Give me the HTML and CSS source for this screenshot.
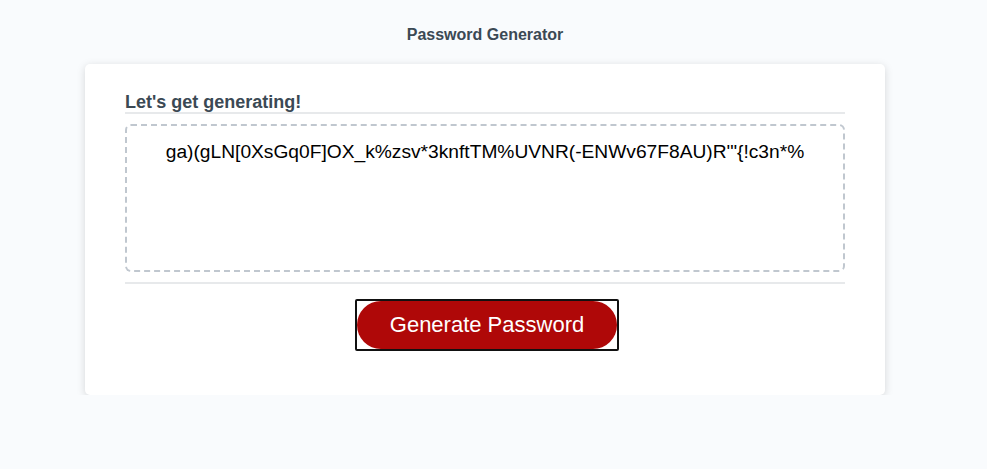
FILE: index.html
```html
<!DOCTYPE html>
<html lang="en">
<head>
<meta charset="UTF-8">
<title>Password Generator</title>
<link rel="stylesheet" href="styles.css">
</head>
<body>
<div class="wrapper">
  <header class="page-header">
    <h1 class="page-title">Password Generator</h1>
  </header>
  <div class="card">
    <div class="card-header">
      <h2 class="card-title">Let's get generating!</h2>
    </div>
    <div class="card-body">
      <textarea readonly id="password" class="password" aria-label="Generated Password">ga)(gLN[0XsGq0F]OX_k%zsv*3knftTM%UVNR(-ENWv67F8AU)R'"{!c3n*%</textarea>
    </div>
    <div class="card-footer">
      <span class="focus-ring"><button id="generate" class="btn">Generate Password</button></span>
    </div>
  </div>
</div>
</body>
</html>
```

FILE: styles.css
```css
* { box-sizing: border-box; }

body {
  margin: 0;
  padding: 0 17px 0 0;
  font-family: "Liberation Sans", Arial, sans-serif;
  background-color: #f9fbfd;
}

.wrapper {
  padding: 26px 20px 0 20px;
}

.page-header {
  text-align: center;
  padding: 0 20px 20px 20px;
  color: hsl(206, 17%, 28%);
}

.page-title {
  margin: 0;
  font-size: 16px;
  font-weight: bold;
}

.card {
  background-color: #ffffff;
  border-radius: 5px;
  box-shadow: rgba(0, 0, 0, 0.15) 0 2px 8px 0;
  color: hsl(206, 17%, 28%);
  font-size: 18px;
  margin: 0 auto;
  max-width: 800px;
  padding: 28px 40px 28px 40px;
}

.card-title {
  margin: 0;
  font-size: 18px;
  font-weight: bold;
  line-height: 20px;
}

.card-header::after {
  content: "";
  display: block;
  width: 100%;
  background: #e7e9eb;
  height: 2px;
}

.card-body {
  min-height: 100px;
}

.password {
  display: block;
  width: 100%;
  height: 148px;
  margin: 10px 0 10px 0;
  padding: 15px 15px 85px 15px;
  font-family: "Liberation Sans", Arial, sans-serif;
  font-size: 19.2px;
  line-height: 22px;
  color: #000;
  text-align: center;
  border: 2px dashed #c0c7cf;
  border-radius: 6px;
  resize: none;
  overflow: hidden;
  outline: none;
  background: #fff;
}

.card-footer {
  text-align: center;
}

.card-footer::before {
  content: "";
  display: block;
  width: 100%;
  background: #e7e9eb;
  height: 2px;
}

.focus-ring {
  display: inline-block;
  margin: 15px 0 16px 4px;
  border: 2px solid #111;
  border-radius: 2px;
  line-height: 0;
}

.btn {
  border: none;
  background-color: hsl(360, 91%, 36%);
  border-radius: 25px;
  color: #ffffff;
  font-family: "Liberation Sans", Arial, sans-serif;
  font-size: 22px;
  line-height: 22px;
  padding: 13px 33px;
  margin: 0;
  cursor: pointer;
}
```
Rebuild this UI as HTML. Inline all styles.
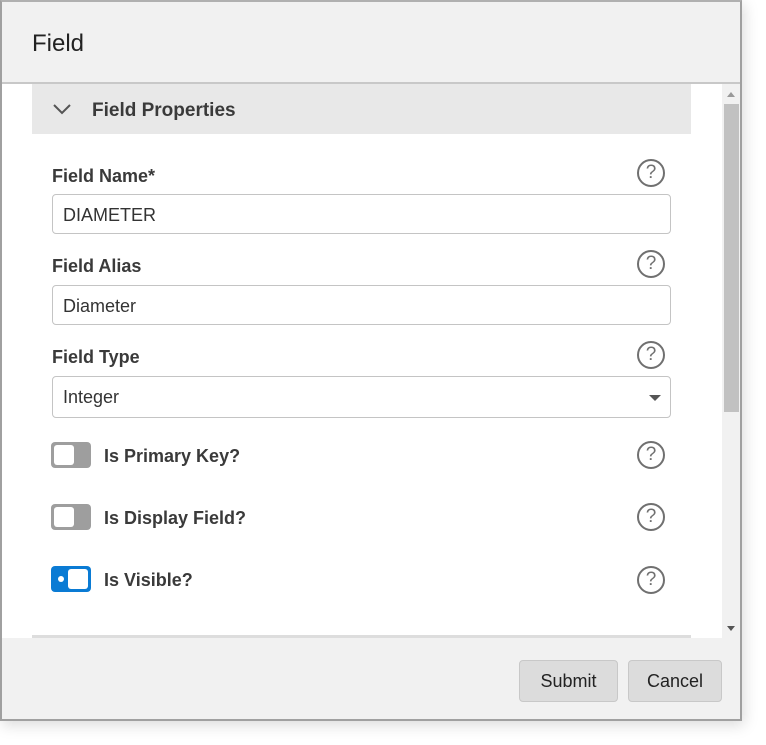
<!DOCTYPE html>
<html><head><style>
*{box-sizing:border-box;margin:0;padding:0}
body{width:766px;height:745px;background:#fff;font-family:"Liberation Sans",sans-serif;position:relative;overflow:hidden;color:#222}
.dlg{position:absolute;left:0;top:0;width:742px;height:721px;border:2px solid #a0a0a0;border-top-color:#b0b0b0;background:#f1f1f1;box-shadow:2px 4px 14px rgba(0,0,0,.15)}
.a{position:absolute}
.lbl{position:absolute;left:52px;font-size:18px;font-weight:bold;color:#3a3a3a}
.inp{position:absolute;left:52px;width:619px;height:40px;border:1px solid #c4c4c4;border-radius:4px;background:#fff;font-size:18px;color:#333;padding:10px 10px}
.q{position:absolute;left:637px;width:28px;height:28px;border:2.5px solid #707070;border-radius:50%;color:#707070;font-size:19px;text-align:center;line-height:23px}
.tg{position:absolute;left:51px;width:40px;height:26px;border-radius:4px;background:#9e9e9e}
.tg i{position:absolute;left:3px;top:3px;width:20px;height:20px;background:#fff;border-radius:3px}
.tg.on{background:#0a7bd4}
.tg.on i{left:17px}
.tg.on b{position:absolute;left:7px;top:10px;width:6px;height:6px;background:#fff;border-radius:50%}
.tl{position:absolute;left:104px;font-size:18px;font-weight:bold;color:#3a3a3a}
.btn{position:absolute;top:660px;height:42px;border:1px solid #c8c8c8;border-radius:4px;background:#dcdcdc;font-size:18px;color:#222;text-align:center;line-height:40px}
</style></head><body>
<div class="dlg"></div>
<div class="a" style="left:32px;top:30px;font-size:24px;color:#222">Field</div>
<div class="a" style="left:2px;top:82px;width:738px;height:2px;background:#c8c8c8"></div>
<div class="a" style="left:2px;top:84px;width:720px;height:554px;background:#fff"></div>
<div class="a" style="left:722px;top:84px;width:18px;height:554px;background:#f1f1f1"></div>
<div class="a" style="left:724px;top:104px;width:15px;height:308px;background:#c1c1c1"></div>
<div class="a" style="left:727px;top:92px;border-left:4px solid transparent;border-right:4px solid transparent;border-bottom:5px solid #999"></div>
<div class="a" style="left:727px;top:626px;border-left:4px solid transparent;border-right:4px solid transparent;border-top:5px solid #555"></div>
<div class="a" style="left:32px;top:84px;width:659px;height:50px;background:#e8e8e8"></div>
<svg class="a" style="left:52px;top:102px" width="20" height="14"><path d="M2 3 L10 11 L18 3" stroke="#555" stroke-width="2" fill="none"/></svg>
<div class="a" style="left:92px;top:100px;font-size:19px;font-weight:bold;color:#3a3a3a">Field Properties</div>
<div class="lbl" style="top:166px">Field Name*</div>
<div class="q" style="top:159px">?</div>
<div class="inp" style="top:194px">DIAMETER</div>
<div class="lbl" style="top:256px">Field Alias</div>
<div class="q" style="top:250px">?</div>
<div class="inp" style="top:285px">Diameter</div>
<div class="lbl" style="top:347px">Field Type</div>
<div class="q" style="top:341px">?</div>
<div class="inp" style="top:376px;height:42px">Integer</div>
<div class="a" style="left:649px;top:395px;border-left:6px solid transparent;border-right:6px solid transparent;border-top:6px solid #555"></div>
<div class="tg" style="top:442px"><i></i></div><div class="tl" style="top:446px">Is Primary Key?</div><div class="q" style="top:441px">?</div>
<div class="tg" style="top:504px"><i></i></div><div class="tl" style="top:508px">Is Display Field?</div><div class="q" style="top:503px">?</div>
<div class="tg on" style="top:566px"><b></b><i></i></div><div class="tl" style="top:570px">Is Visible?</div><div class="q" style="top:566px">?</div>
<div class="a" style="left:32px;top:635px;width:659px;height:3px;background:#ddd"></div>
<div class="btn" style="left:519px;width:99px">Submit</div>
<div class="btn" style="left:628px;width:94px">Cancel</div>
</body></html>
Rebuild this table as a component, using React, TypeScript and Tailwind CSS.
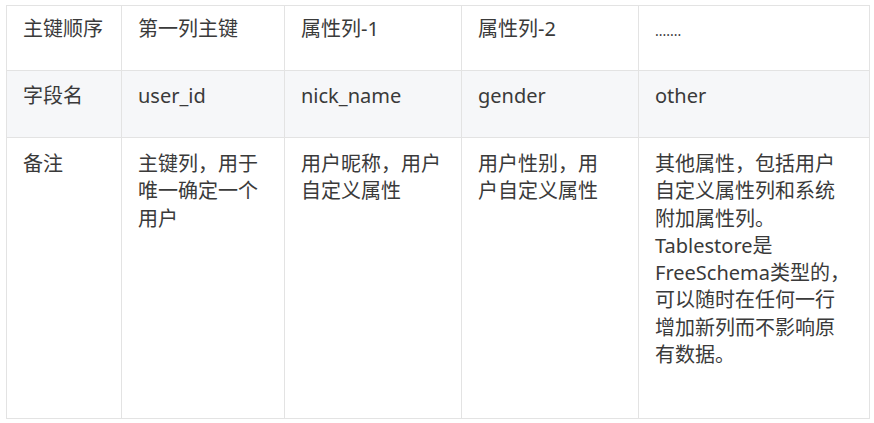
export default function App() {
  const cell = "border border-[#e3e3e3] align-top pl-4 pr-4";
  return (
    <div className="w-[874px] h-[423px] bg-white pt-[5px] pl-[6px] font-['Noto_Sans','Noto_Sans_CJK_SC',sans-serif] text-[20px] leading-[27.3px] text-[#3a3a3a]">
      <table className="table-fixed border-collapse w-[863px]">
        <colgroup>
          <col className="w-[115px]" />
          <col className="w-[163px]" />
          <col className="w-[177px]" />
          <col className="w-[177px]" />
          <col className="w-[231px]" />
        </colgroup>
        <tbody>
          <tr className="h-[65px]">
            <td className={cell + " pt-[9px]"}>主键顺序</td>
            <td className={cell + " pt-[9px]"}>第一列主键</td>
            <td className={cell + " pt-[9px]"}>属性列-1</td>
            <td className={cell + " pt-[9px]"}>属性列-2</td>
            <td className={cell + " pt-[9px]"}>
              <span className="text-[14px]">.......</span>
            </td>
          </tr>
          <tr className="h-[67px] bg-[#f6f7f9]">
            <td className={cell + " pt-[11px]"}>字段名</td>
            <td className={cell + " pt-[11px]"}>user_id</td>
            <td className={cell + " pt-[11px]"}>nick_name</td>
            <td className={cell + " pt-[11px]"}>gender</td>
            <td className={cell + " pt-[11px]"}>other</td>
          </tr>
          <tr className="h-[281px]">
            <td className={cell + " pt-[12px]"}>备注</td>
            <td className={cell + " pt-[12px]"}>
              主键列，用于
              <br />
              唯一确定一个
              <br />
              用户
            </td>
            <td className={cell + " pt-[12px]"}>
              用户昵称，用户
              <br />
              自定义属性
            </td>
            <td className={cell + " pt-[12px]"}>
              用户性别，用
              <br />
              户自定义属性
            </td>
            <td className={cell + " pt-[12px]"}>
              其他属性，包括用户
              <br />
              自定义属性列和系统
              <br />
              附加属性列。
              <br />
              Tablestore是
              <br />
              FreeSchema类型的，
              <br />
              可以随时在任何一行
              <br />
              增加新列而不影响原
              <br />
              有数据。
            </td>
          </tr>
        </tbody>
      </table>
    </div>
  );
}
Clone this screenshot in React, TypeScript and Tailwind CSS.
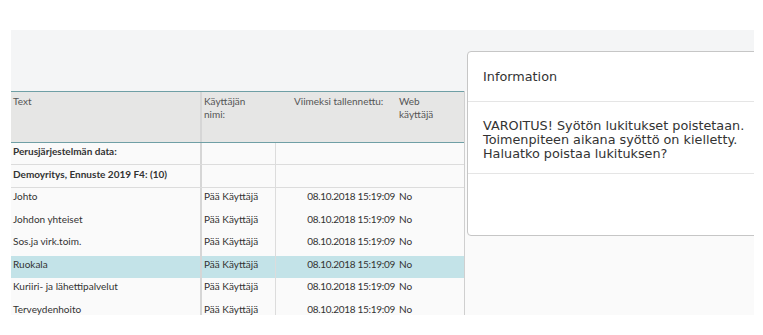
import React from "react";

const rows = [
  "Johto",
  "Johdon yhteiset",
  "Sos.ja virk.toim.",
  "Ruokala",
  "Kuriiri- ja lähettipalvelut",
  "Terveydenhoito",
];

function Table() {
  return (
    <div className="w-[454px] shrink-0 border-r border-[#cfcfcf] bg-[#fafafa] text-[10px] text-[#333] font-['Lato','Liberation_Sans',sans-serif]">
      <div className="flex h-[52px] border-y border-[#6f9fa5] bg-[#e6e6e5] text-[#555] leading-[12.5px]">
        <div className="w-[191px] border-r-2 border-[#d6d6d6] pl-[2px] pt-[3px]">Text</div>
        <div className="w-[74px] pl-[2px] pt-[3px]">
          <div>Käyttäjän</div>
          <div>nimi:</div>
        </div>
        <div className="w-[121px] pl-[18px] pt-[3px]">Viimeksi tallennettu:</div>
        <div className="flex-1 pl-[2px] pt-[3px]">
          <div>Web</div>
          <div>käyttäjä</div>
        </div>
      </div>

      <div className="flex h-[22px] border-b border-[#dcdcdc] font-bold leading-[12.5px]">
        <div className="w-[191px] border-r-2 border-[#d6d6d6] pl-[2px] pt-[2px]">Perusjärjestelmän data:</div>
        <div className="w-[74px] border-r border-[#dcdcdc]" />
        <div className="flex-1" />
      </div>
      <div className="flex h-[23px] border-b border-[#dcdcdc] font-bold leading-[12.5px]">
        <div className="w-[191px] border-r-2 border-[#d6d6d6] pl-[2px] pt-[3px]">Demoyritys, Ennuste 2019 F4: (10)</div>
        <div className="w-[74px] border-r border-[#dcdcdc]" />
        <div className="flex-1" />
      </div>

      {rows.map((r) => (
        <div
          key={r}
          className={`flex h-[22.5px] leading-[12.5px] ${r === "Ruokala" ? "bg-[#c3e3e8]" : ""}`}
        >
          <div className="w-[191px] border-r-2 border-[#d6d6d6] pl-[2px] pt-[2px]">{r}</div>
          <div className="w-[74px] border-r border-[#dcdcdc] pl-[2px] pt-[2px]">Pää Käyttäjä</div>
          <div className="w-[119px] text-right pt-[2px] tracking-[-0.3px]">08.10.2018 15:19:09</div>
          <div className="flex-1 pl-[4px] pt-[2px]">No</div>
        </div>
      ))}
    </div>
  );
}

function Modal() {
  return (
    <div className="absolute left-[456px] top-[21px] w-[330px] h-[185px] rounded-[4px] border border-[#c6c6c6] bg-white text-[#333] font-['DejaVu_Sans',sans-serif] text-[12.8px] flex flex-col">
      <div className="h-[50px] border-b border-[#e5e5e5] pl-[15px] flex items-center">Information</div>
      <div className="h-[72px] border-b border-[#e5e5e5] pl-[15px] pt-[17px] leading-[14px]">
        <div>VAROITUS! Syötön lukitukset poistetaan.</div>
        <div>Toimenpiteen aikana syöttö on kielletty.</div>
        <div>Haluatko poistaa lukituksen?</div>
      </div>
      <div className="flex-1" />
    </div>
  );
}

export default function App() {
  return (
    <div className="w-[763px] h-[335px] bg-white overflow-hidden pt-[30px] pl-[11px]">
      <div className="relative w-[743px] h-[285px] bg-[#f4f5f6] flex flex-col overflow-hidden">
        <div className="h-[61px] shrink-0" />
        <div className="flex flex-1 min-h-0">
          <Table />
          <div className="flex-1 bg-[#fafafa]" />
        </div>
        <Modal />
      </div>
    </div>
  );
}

Objective: Leave out every line without the string "React" and copy the rest.

Full solution:
Rebuild this table as a component, using React, TypeScript and Tailwind CSS.
Clone this screenshot in React, TypeScript and Tailwind CSS.
import React from "react";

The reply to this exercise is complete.